Sample Exam Question
A portfolio manager receives a call from a client who is upset after a recent market decline and wants the portfolio moved entirely into cash immediately. The current holdings remain within the target asset-mix ranges set out in the IPS, and there has been no documented change in the client’s time horizon, liquidity needs, or financial circumstances.
Which response is strongest?
A. Move entirely to cash because short-term market anxiety should always override the IPS.
B. Ignore the client because the IPS can never be revised.
C. Use the IPS as the starting framework, review whether any real change in objectives or constraints has occurred, and avoid abandoning the policy solely because of market emotion.

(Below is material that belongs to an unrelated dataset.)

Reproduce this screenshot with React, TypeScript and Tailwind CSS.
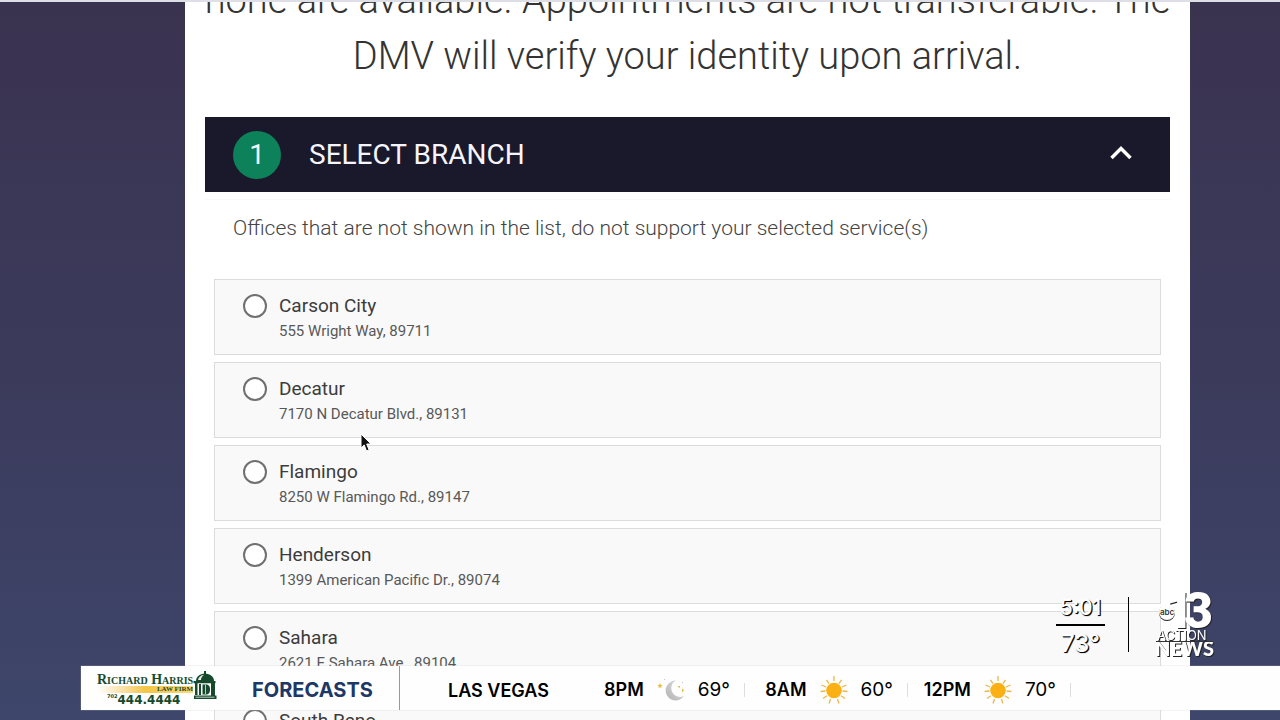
type Branch = { id: string; name: string; address: string };
type Forecast = { time: string; temp: string; icon: 'moon' | 'sun' };

const branches: Branch[] = [
  { id: 'carson', name: 'Carson City', address: '555 Wright Way, 89711' },
  { id: 'decatur', name: 'Decatur', address: '7170 N Decatur Blvd., 89131' },
  { id: 'flamingo', name: 'Flamingo', address: '8250 W Flamingo Rd., 89147' },
  { id: 'henderson', name: 'Henderson', address: '1399 American Pacific Dr., 89074' },
  { id: 'sahara', name: 'Sahara', address: '2621 E Sahara Ave., 89104' },
  { id: 'south-reno', name: 'South Reno', address: '' },
];

const forecasts: Forecast[] = [
  { time: '8PM', temp: '69°', icon: 'moon' },
  { time: '8AM', temp: '60°', icon: 'sun' },
  { time: '12PM', temp: '70°', icon: 'sun' },
];

function SunIcon() {
  return (
    <svg viewBox="0 0 28 28" className="size-7" aria-hidden="true">
      <g stroke="#e9b949" strokeWidth="1.3">
        <path d="M14 0v5M6.5 4l2.6 3.6M21.5 4l-2.6 3.6M1.5 9l4.5 2M26.500 9l-4.500 2M.5 15.500l5-.5M27.500 15.500l-5-.5M3 22.500l4-2.800M25 22.500l-4-2.800M9 27.500l1.600-4.500M19 27.500l-1.600-4.500" />
      </g>
      <circle cx="14" cy="14.500" r="7.800" fill="#fbb116" />
    </svg>
  );
}

function MoonIcon() {
  return (
    <svg viewBox="0 0 28 24" className="h-6 w-7" aria-hidden="true">
      <defs>
        <linearGradient id="moon" x1="1" y1="0" x2="0" y2="1">
          <stop offset="0" stopColor="#e2e2e2" />
          <stop offset="1" stopColor="#b2b2b2" />
        </linearGradient>
      </defs>
      <path d="M19 2.500A10 10 0 1 0 27 18A8.500 8.500 0 0 1 19 2.500Z" fill="url(#moon)" />
      <path d="M3 5l.7 1.700 1.900.2-1.400 1.300.4 1.900L3 9.200l-1.600.9.4-1.900L.4 6.900l1.900-.2Z" fill="#e6bf42" />
      <path d="M20.500 8h2.500l-.5 2.200ZM25.500 10.500l1.300 1-.8 2.800-1.200-1Z" fill="#dcc030" />
      <path d="M7 1.500h1M25 4.500h1" stroke="#c4c4c4" />
    </svg>
  );
}

function DomeIcon() {
  return (
    <svg viewBox="0 0 24 30" className="-mt-1 h-[30px] w-6 shrink-0" aria-hidden="true">
      <path d="M11 4V1h2v3" fill="#174a2c" />
      <path d="M3 11C3 6.500 7 3.800 12 3.800S21 6.500 21 11Z" fill="#174a2c" />
      <path d="M5 10c.5-3 3-5 6-5-2 1.200-3 3-3 5Z" fill="#e8efe9" />
      <path d="M.5 11h22v2.300H.5ZM2 13h2.500v12H2ZM18 13h4v13h-4ZM6 14h2v11H6ZM1 25.500h22.500V29H1Z" fill="#174a2c" />
      <path d="M9.500 14.500h3c3.500 0 4.500 2 4.500 5s-1 5-4.500 5h-3Z" fill="#174a2c" />
      <path d="M2.500 27.200h19M12.500 15v9" stroke="#e8efe9" strokeWidth=".8" />
    </svg>
  );
}

function BranchOption({ branch }: { branch: Branch }) {
  return (
    <li className="flex min-h-[76px] gap-3 border border-[#dcdcdc] bg-[#f9f9f9] px-7 pt-[14px]">
      <input
        type="radio"
        id={branch.id}
        name="branch"
        className="size-6 shrink-0 appearance-none rounded-full border-2 border-[#707070] bg-white checked:border-8"
      />
      <label htmlFor={branch.id} className="flex flex-col text-[#3c3c3c]">
        <span className="text-[19px] leading-6">{branch.name}</span>
        <span className="text-[15px] leading-[26px] text-[#585858]">{branch.address}</span>
      </label>
    </li>
  );
}

function StationBug() {
  return (
    <aside className="absolute right-[65px] bottom-[62px] flex items-center font-['Inter',sans-serif] text-white">
      <div className="flex w-[49px] flex-col items-center text-[21px] leading-6 font-medium [text-shadow:1px_1px_1px_#000,1px_1px_0_#222]">
        <time className="pt-1">5:01</time>
        <hr className="mt-1 mb-[6px] w-full border-t-2 border-black" />
        <span className="text-[24px]">73°</span>
      </div>
      <span className="mr-[26px] ml-[23px] h-[55px] w-px bg-black" />
      <svg viewBox="0 0 60 68" className="h-[68px] w-[60px] overflow-visible" role="img" aria-label="abc 13 Action News">
        <g fill="#fff" className="[filter:drop-shadow(1px_1px_0.5px_#222)]">
          <g fontFamily="Roboto, sans-serif" fontWeight="900" fontSize="50">
            <text x="10" y="38">1</text>
            <text x="29" y="38">3</text>
          </g>
          <text x="2" y="50" fontFamily="Inter, sans-serif" fontSize="13">ACTION</text>
          <text x="0" y="66" fontFamily="Lato, sans-serif" fontWeight="900" fontSize="20">NEWS</text>
        </g>
        <circle cx="12" cy="22" r="8" fill="#fff" className="[filter:drop-shadow(0_1px_0.5px_#222)]" />
        <path d="M1 51.500h57" stroke="#333" />
        <text x="5" y="25" fontFamily="Inter, sans-serif" fontSize="8" fontWeight="600" fill="#333">abc</text>
      </svg>
    </aside>
  );
}

function Ticker() {
  return (
    <footer className="absolute right-0 bottom-[10px] left-[81px] flex h-[44px] items-center bg-[#fefefe] font-['Inter',sans-serif] text-black shadow-[0_0_1px_#bbb]">
      <div className="flex w-[159px] items-start pt-1 pl-4">
        <div className="flex flex-col font-['Liberation_Serif',serif] font-bold text-[#174a2c]">
          <span className="text-[14px] leading-3 whitespace-nowrap [font-variant:small-caps]">Richard Harris</span>
          <span className="bg-linear-to-r from-white via-[#f3c545] to-[#f8d979] text-right text-[7px] leading-[7px]">LAW FIRM</span>
          <span className="flex pl-[10px] font-['DejaVu_Sans',sans-serif] text-[12px] leading-[14px]">
            <sup className="text-[5px] leading-3">702</sup>444.4444
          </span>
        </div>
        <DomeIcon />
      </div>
      <h2 className="flex h-full w-[160px] items-center border-r border-[#999] pt-1 pl-3 text-[20px] font-bold text-[#1d3767]">FORECASTS</h2>
      <strong className="w-[182px] pt-1 pl-12 text-[18px] font-semibold">LAS VEGAS</strong>
      <ul className="flex items-center pt-1">
        {forecasts.map((item) => (
          <li key={item.time} className="flex w-[163px] items-center justify-end gap-[13px] border-r border-[#ddd] pr-[14px] text-[18px] leading-[14px]">
            <strong className="font-semibold">{item.time}</strong>
            <span className="-my-2">{item.icon === 'moon' ? <MoonIcon /> : <SunIcon />}</span>
            <span className="text-[19px]">{item.temp}</span>
          </li>
        ))}
      </ul>
    </footer>
  );
}

export default function App() {
  return (
    <div className="relative h-screen overflow-hidden border-t-2 border-[#dedee6] bg-linear-to-b from-[#3a3350] via-[#3b3a5b] to-[#3e466b] pr-[90px] pl-[185px] font-['Roboto',sans-serif]">
      <main className="min-h-full bg-white px-5">
        <div className="-mx-3 flex h-[115px] items-end justify-center overflow-hidden pb-[33px]">
          <p className="text-center text-[38px] leading-[56px] font-light text-[#333]">
            none are available. Appointments are not transferable. The
            <br />
            DMV will verify your identity upon arrival.
          </p>
        </div>
        <section>
          <h1>
            <button type="button" aria-expanded="true" className="flex h-[75px] w-full items-center bg-[#1a182b] pr-[37px] pl-7 text-[28px] text-[#f5f5fb]">
              <span className="mr-7 flex size-12 items-center justify-center rounded-full bg-[#0d8159]">1</span>
              SELECT BRANCH
              <svg viewBox="0 0 24 20" className="ml-auto h-5 w-6" fill="none" stroke="#fff" strokeWidth="3.500" aria-hidden="true">
                <path d="M2.500 13 12 3.500 21.500 13" />
              </svg>
            </button>
          </h1>
          <div className="mt-[7px] border-t border-[#f9f9f9] px-[9px]">
            <p className="px-[19px] pt-[14px] text-[21px] leading-7 font-light text-[#444]">
              Offices that are not shown in the list, do not support your selected service(s)
            </p>
            <ul className="mt-[37px] flex flex-col gap-[7px]">
              {branches.map((branch) => (
                <BranchOption key={branch.id} branch={branch} />
              ))}
            </ul>
          </div>
        </section>
      </main>
      <svg viewBox="0 0 12 20" className="absolute top-[431px] left-[360px] h-5 w-3" aria-hidden="true">
        <path d="M1 1v14l3.200-3 2.300 6 2.600-1.100L6.700 11H11Z" fill="#111" stroke="#fff" />
      </svg>
      <StationBug />
      <Ticker />
    </div>
  );
}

D. Rebalance into more equities immediately because market declines automatically improve suitability.
Correct answer:C.
Explanation: The IPS is designed to reduce ad hoc, emotionally driven decisions. The manager should take the client’s concern seriously, but the strongest response is to assess whether the investor’s actual objectives or constraints have changed before overriding the policy. Choices A, B, and D are all too mechanical and fail to apply the IPS properly.